Blake and Brianna talked about tips they have learned in their math classes, to help with skills such as multiplication.

Brianna said the tips are helpful "so we can remember it next year."

Sidney said he and his classmates got an introduction to the American Colonial period in their social studies class as a base for learning more about the period in fifth grade.

He said they learned about "what the colonialists did to help them survive and how they treated others," such as Native Americans and African slaves.

Sidney will have an opportunity to learn about Mexican culture during the summer, as he and his family will travel to Cancun.

Brianna said she is looking forward to visiting her grandmother and other relatives in New York City, where her family lived before moving to Maryland.

Blake said he is looking forward to spending time with his mother and father, as he normally lives with his grandparent.

Bittersweet time for faculty

Tory Reynolds, a first-grade teacher, said the last day of school is a time of mixed emotions for teachers and students.

"We're excited for the students, because they're excited," she said.

Reynolds, and her colleagues Patty Mazza, a fourth-grade teacher, and school counselor Stephanie Bandzwolek, noted teachers worry about their students' welfare over the summer, and the last day can be emotional for older students.

"Some of their friends don't live near them, and they think the relationships they've made here won't continue through the summer," Mazza said.

Bandzwolek said the summer break gives each year a beginning and end for faculty, with "a nice break in between."

"We get to spend time with our families and get to relax a little bit," Reynolds said.

All three faculty members praised Steeg and her leadership style.

"She's been a very solid, steady presence here," Reynolds said. "She's kept us going through a lot of change in curriculum and [teacher] evaluation systems."

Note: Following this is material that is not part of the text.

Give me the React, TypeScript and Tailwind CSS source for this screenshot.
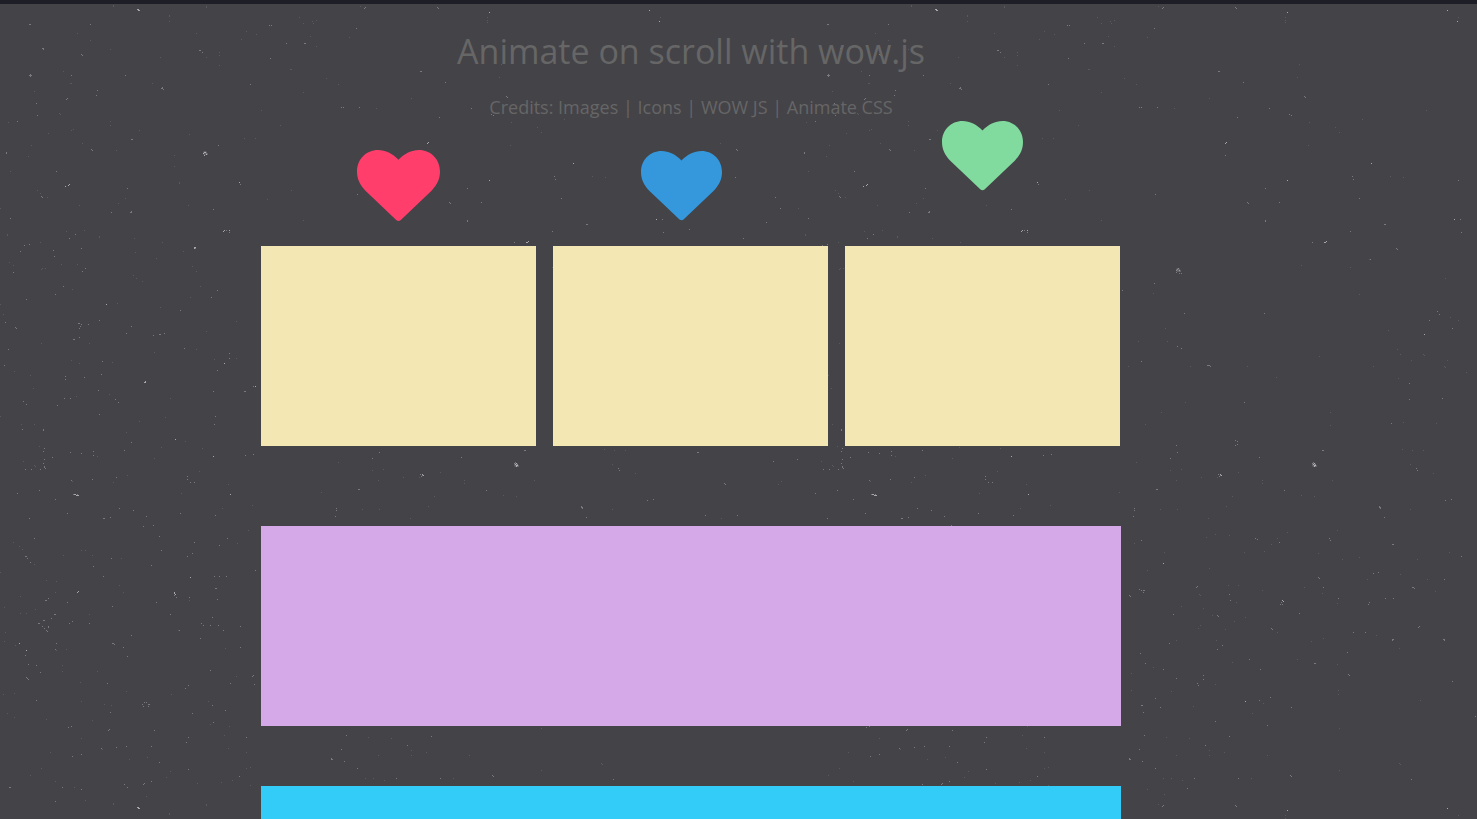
import React from "react";

const TILE = 798;

/* Dust specks of one background tile: x, y pairs grouped by brightness. */
const BRIGHT = [
  138, 9, 138, 10, 139, 10, 137, 9, 68, 185, 69, 184, 65, 186, 204, 152, 205, 152, 203, 153, 206, 154, 204, 155,
  239, 182, 223, 231, 224, 230, 229, 230, 194, 247, 194, 248, 195, 247, 106, 304, 145, 381, 144, 382, 145, 382,
  224, 363, 213, 456, 175, 439, 230, 494, 75, 494, 76, 495, 77, 495, 74, 494, 78, 495, 174, 592, 174, 593, 175, 594,
  190, 577, 78, 591, 77, 592, 19, 643, 26, 650, 138, 807, 138, 808, 139, 808, 489, 12, 649, 10, 659, 21, 489, 180,
  428, 142, 427, 143, 573, 163, 528, 241, 527, 242, 526, 242, 626, 334,
  516, 463, 515, 464, 516, 465, 517, 465, 516, 466, 422, 474, 423, 475, 484, 600, 485, 601, 365, 563,
  447, 701, 656, 219, 255, 386,
];

const MEDIUM = [
  29, 24, 30, 24, 90, 24, 42, 48, 43, 49, 43, 48, 81, 54, 82, 55, 30, 74, 30, 75, 31, 75, 29, 75, 30, 76, 71, 75, 125, 75,
  199, 50, 200, 50, 202, 52, 161, 88, 162, 88, 162, 87, 163, 89, 250, 84, 66, 99, 67, 98, 96, 95, 97, 90, 36, 103,
  37, 115, 17, 121, 6, 152, 6, 153, 132, 139, 131, 139, 91, 149, 92, 150, 56, 171, 41, 196, 42, 197, 127, 188,
  240, 184, 218, 145, 130, 212, 131, 212, 131, 211, 111, 212, 10, 218, 75, 234, 69, 238, 53, 250, 54, 256, 24, 245,
  29, 244, 20, 251, 213, 209, 195, 248, 229, 232, 226, 230, 13, 272, 82, 271, 85, 268, 63, 286, 55, 294, 26, 299,
  15, 327, 5, 322, 16, 328, 78, 323, 79, 323, 81, 324, 80, 326, 79, 328, 88, 324, 99, 320, 131, 326, 126, 333,
  73, 339, 74, 339, 79, 337, 159, 334, 160, 334, 164, 333, 153, 335, 8, 349, 4, 365, 102, 361, 101, 374, 98, 390,
  65, 376, 65, 379, 84, 377, 184, 348, 180, 310, 211, 297, 217, 290, 229, 353, 229, 358, 217, 370, 245, 391, 244, 391,
  253, 386, 57, 405, 64, 398, 70, 398, 115, 399, 118, 402, 23, 401, 26, 404, 99, 414, 22, 429, 43, 429, 43, 430,
  43, 451, 44, 459, 44, 467, 45, 468, 40, 469, 31, 469, 25, 469, 52, 457, 70, 452, 81, 453, 93, 451, 93, 455,
  131, 442, 124, 450, 215, 416, 214, 424, 245, 455, 253, 454, 187, 476, 187, 479, 190, 482, 194, 482, 116, 477,
  92, 479, 71, 480, 39, 490, 17, 493, 55, 499, 73, 494, 77, 494, 67, 513, 103, 518, 104, 518, 110, 517, 119, 508,
  133, 510, 153, 525, 143, 526, 146, 516, 180, 513, 215, 515, 29, 518, 34, 538, 26, 556, 25, 556, 27, 558, 30, 562,
  111, 558, 93, 566, 103, 576, 151, 565, 159, 536, 161, 550, 192, 553, 187, 556, 227, 538, 219, 545, 194, 542,
  255, 570, 214, 576, 219, 576, 226, 576, 216, 588, 215, 588, 217, 599, 189, 597, 174, 595, 176, 597, 46, 600, 45, 600,
  48, 598, 67, 602, 55, 614, 54, 614, 51, 618, 43, 620, 44, 620, 39, 623, 38, 623, 48, 626, 48, 627, 46, 630, 47, 631,
  42, 626, 44, 628, 69, 623, 72, 621, 89, 623, 112, 606, 156, 602, 170, 614, 201, 623, 203, 625, 210, 625, 218, 625,
  223, 630, 200, 638, 212, 617, 240, 626, 240, 647, 179, 630, 131, 635, 113, 643, 114, 644, 112, 643, 123, 647,
  127, 656, 56, 643, 55, 649, 25, 655, 28, 664, 36, 665, 27, 678, 26, 677, 28, 679, 40, 672, 107, 683, 36, 700,
  252, 676, 253, 675, 254, 684, 185, 688, 188, 685, 210, 670, 230, 683, 192, 713, 212, 705, 225, 710, 213, 722,
  144, 702, 146, 702, 148, 704, 148, 706, 143, 706, 142, 704, 149, 704, 110, 712, 71, 726, 68, 727, 109, 729, 108, 730,
  154, 730, 116, 747, 126, 746, 151, 746, 72, 756, 81, 754, 101, 748, 186, 742, 188, 737, 159, 762, 188, 769,
  239, 776, 246, 737, 9, 787, 10, 787, 62, 787, 81, 789, 124, 784, 127, 787, 143, 784, 144, 783, 151, 781, 55, 801,
  81, 248, 213, 391, 304, 43, 305, 43, 364, 8, 365, 7, 378, 445,
  269, 25, 271, 25, 356, 28, 286, 43, 270, 58, 421, 71, 420, 71, 445, 82, 341, 107, 343, 107, 439, 117, 506, 96, 507, 97,
  471, 108, 491, 114, 493, 115, 427, 155, 554, 176, 555, 179, 467, 188, 449, 202, 450, 203, 481, 202, 561, 198,
  467, 220, 467, 221, 586, 224, 587, 224, 598, 248, 599, 249, 552, 231, 514, 242, 572, 259, 357, 194, 359, 107,
  380, 268, 379, 269, 378, 270, 378, 272, 381, 270, 383, 273, 381, 273, 356, 283, 386, 313, 379, 346, 383, 348,
  410, 365, 411, 365, 412, 366, 409, 365, 343, 361, 639, 311, 641, 314, 654, 328, 631, 320,
  611, 383, 611, 399, 644, 398, 679, 371, 466, 313, 324, 290, 446, 402, 662, 219, 663, 232, 660, 180,
  437, 440, 439, 441, 439, 444, 437, 445, 461, 457, 524, 450, 525, 450, 379, 452, 372, 458, 515, 462,
  514, 463, 517, 464, 422, 475, 420, 474, 421, 476, 358, 489, 359, 489, 486, 490, 336, 508,
  336, 510, 335, 516, 581, 507, 582, 507, 582, 508, 581, 506, 586, 517, 619, 470, 618, 468, 653, 499,
  647, 500, 593, 423, 457, 538, 459, 539, 481, 542, 531, 538, 532, 540, 595, 544, 594, 544, 663, 556,
  575, 573, 580, 572, 615, 587, 614, 587, 616, 588, 646, 579, 520, 577, 521, 578, 525, 587, 540, 598, 571, 602,
  570, 604, 587, 598, 595, 598, 621, 626, 620, 627, 646, 639, 645, 639, 646, 640, 594, 639, 594, 640, 595, 639,
  567, 632, 555, 632, 549, 652, 550, 674, 551, 675, 517, 663, 516, 663, 483, 602, 482, 604, 484, 604, 501, 613,
  473, 628, 474, 629, 451, 659, 462, 669, 399, 586, 398, 587, 419, 615, 420, 616, 375, 614, 345, 590, 346, 590,
  343, 590, 345, 592, 331, 595, 332, 596, 341, 589, 343, 540, 432, 600, 431, 594, 419, 649,
  424, 645, 371, 643, 342, 653, 347, 663, 405, 675, 405, 679, 399, 683, 400, 685, 378, 678, 365, 669, 357, 698,
  343, 705, 344, 705, 362, 707, 345, 712, 472, 697, 461, 700, 493, 707, 469, 725, 417, 721, 431, 736, 346, 735,
  407, 745, 341, 749, 331, 758, 344, 761, 357, 768, 440, 778, 492, 775, 493, 776, 396, 778,
  613, 779, 654, 681, 677, 716, 331, 759, 332, 759, 437, 805, 438, 806, 389, 788,
  697, 452, 698, 452, 751, 445, 842, 448, 841, 463, 842, 466, 843, 468, 829, 469, 838, 469, 868, 452, 879, 453,
  725, 484, 724, 483, 705, 515, 737, 515, 773, 461, 797, 459,
  736, 149, 737, 150, 735, 177, 775, 197, 766, 222, 780, 208, 743, 238, 689, 229,
];

const FAINT = [
  113, 5, 206, 6, 169, 16, 169, 21, 196, 33, 90, 40, 246, 31, 241, 39, 160, 57, 206, 57, 219, 52, 219, 55, 219, 65,
  110, 49, 77, 33, 70, 83, 71, 83, 152, 83, 63, 71, 34, 91, 59, 113, 60, 114, 110, 121, 110, 125, 8, 122, 48, 133,
  73, 129, 71, 130, 82, 143, 31, 145, 28, 156, 116, 150, 189, 134, 139, 130, 174, 155, 174, 166, 179, 182, 179, 183,
  244, 138, 10, 171, 47, 197, 40, 193, 37, 190, 79, 205, 118, 203, 125, 198, 188, 205, 0, 208, 7, 234, 7, 235,
  84, 230, 66, 231, 99, 236, 99, 237, 134, 238, 40, 242, 135, 252, 162, 242, 183, 251, 61, 264, 77, 264, 45, 268,
  42, 268, 41, 269, 133, 275, 136, 278, 142, 281, 156, 258, 9, 262, 13, 265, 192, 266, 196, 271, 200, 286, 190, 297,
  72, 289, 117, 303, 160, 307, 3, 314, 0, 304, 236, 321, 206, 331, 196, 349, 154, 352, 89, 343, 41, 343, 71, 360,
  79, 363, 14, 371, 30, 375, 33, 388, 109, 394, 76, 396, 170, 398, 214, 359, 236, 358, 112, 362, 0, 416, 21, 424,
  34, 424, 139, 421, 165, 417, 126, 432, 161, 447, 39, 446, 97, 456, 23, 461, 34, 465, 35, 466, 72, 481, 127, 475,
  113, 482, 154, 458, 185, 441, 202, 448, 228, 484, 181, 493, 199, 471, 222, 508, 252, 505, 248, 530, 237, 543,
  13, 542, 19, 546, 22, 549, 34, 564, 63, 555, 92, 555, 81, 550, 85, 550, 121, 558, 0, 572, 46, 580, 56, 581, 119, 585,
  123, 592, 55, 592, 20, 596, 4, 607, 20, 613, 26, 613, 35, 609, 89, 614, 189, 600, 178, 630, 5, 632, 4, 641,
  15, 645, 56, 650, 66, 649, 62, 665, 62, 671, 97, 671, 126, 691, 14, 693, 3, 694, 80, 682, 81, 701, 104, 704, 111, 705,
  46, 719, 7, 713, 14, 717, 92, 720, 81, 738, 102, 749, 50, 752, 129, 759, 147, 757, 170, 771, 166, 777, 197, 783,
  232, 780, 221, 782, 250, 785, 41, 768, 30, 775, 74, 787, 55, 781, 113, 804, 85, 800, 146, 796, 206, 805, 169, 813,
  250, 767, 246, 752, 246, 768, 228, 748, 224, 735, 210, 724, 229, 726, 236, 676, 171, 694, 208, 701, 225, 648,
  299, 17, 316, 20, 312, 21, 313, 23, 303, 23, 349, 37, 256, 34, 310, 36, 316, 46, 290, 69, 291, 69, 303, 92,
  411, 98, 326, 78, 338, 84, 261, 110, 376, 108, 280, 125, 255, 138, 291, 190, 267, 199, 303, 220, 487, 17, 487, 20,
  487, 22, 660, 17, 501, 64, 499, 77, 537, 127, 541, 132, 510, 145, 592, 176, 605, 177, 564, 119, 511, 122, 628, 110,
  355, 293, 319, 302, 367, 328, 369, 341, 330, 366, 392, 366, 387, 402, 478, 377, 449, 366, 521, 356, 599, 349,
  575, 366, 600, 378, 590, 330, 561, 294, 571, 259, 552, 267, 503, 265, 647, 278, 625, 354, 626, 355, 649, 360,
  646, 366, 647, 367, 668, 372, 602, 354, 613, 360, 652, 317, 660, 320, 532, 412, 532, 425, 605, 422, 638, 423,
  614, 450, 604, 449, 612, 464, 625, 450, 378, 480, 403, 477, 347, 424, 363, 412, 372, 470, 383, 469, 440, 472,
  464, 483, 419, 477, 434, 496, 503, 495, 516, 496, 534, 480, 612, 509, 362, 509, 379, 509, 410, 518, 428, 506,
  489, 532, 539, 530, 417, 534, 431, 535, 408, 537, 473, 544, 479, 538, 466, 551, 366, 552, 411, 568, 430, 585,
  446, 552, 520, 553, 544, 559, 561, 557, 619, 559, 651, 552, 629, 579, 637, 591, 539, 603, 569, 579, 602, 574,
  401, 594, 402, 595, 438, 602, 440, 585, 464, 590, 524, 593, 405, 608, 383, 606, 402, 625, 400, 628, 414, 615,
  427, 629, 447, 617, 513, 641, 525, 638, 479, 632, 506, 587, 578, 635, 601, 648, 378, 640, 418, 640, 434, 662,
  499, 659, 355, 667, 333, 673, 333, 690, 373, 691, 395, 706, 417, 684, 436, 621, 539, 664, 622, 700, 540, 690,
  368, 737, 391, 738, 411, 750, 378, 755, 426, 752, 411, 755, 469, 755, 454, 713, 465, 703, 541, 728, 540, 694,
  601, 763, 602, 764, 365, 778, 373, 778, 384, 780, 366, 794, 349, 789, 360, 804, 453, 778, 541, 770, 680, 440,
  340, 341, 321, 492, 464, 480, 338, 462, 635, 473, 778, 484, 781, 481, 721, 518, 720, 143, 349, 570, 336, 543,
];

function specks(points: number[]) {
  const parts: string[] = [];
  for (let i = 0; i < points.length; i += 2) {
    const x = points[i] % TILE;
    const y = points[i + 1] % TILE;
    parts.push(`M${x} ${y}h1v1h-1z`);
  }
  return parts.join("");
}

function Clump({ x, y }: { x: number; y: number }) {
  return (
    <g transform={`translate(${x} ${y})`} fill="#c8c8cc">
      <circle cx="0" cy="0" r="2" opacity="0.25" />
      <circle cx="2" cy="1" r="1" opacity="0.3" />
    </g>
  );
}

function DustBackground() {
  return (
    <svg aria-hidden="true" className="absolute inset-0 -z-10 size-full">
      <defs>
        <pattern id="dust" width={TILE} height={TILE} patternUnits="userSpaceOnUse">
          <path d={specks(FAINT)} fill="#5a5a5e" />
          <path d={specks(MEDIUM)} fill="#7a7a7e" />
          <path d={specks(BRIGHT)} fill="#a8a8ac" />
          <Clump x={205} y={153} />
          <Clump x={380} y={270} />
          <Clump x={516} y={465} />
        </pattern>
      </defs>
      <rect width="100%" height="100%" fill="url(#dust)" />
    </svg>
  );
}

function Heart({ className }: { className: string }) {
  return (
    <svg viewBox="0 0 81 70" aria-hidden="true" className={className} fill="currentColor">
      <path d="M40.5 9.5C34.5 3.5 28 0 20.5 0C9 0 0 9 0 21C0 28.5 3 34 8 39.5L38.5 68.5Q40.5 70 42.5 68.5L73 39.5C78 34 81 28.5 81 21C81 9 72 0 60.5 0C53 0 46.5 3.5 40.5 9.5Z" />
    </svg>
  );
}

const HEARTS = [
  "w-[83px] text-[#ff3e6c]",
  "w-[81px] -translate-x-[9px] text-[#3598dc]",
  "w-[81px] -translate-y-[30px] text-[#81db9e]",
];

export default function App() {
  return (
    <div className="relative isolate h-screen overflow-hidden bg-[#444348] font-['Open_Sans',sans-serif] text-[#666666]">
      <DustBackground />
      <div className="h-1 bg-[#1e1f26]" />
      <div className="pr-[95px]">
        <main className="mx-auto max-w-[860px]">
          <header className="pt-[23px] text-center">
            <h1 className="text-[34px] leading-12">Animate on scroll with wow.js</h1>
            <p className="mt-5 text-lg leading-6">
              Credits: <a href="#images">Images</a> | <a href="#icons">Icons</a> |{" "}
              <a href="#wow">WOW JS</a> | <a href="#animate">Animate CSS</a>
            </p>
          </header>

          <section className="mt-[26px] grid grid-cols-3 gap-[17px] pr-px">
            {HEARTS.map((heart) => (
              <div key={heart}>
                <div className="flex h-[82px] items-center justify-center">
                  <Heart className={heart} />
                </div>
                <div className="mt-[19px] h-[200px] bg-[#f3e7b3]" />
              </div>
            ))}
          </section>

          <section className="mt-20 h-[200px] bg-[#d5a8e8]" />
          <section className="mt-15 h-[200px] bg-[#33ccf8]" />
        </main>
      </div>
    </div>
  );
}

Bandzwolek said Steeg is known for being visible throughout the building and interacting with students on a regular basis.

"You'd be hard-pressed to come here and find her in her office," Reynolds added.

Mazza worked with Steeg when she was an assistant principal at George D. Lisby Elementary School at Hillsdale, in Aberdeen.

"She's been [staffers'] biggest fan," Mazza said. "She's been our biggest supporter."

The principal's next steps

Until she leaves, Steeg will work with faculty, staff and her successor to prepare for next year.

She said she does not yet have plans for retirement, but she will start with "just some relaxation for a while, to get back to some exercising, get back on my bicycle, enjoy things a little bit."

Steeg, 55, lives in Norrisville. Her husband, Michael, is retired from HCPS with 37 years under his belt. His final assignment was as the principal of Dublin Elementary School.

They have a 34-year-old son who is a physical education teacher at a private school in Anne Arundel County.

There are about 560 students at Joppatowne, from pre-kindergarten through fifth grade, and about 65 faculty and staff.

"It's a great school, and I will miss it very much, but part of me is also very excited to see what the next chapter will bring," she said.

Steeg said she has remained in education because for her, it is "incredible to be working with children and have to an impact on their lives, not just academically, but socially and emotionally."

"Every day we really do work to make a difference in their lives," she said.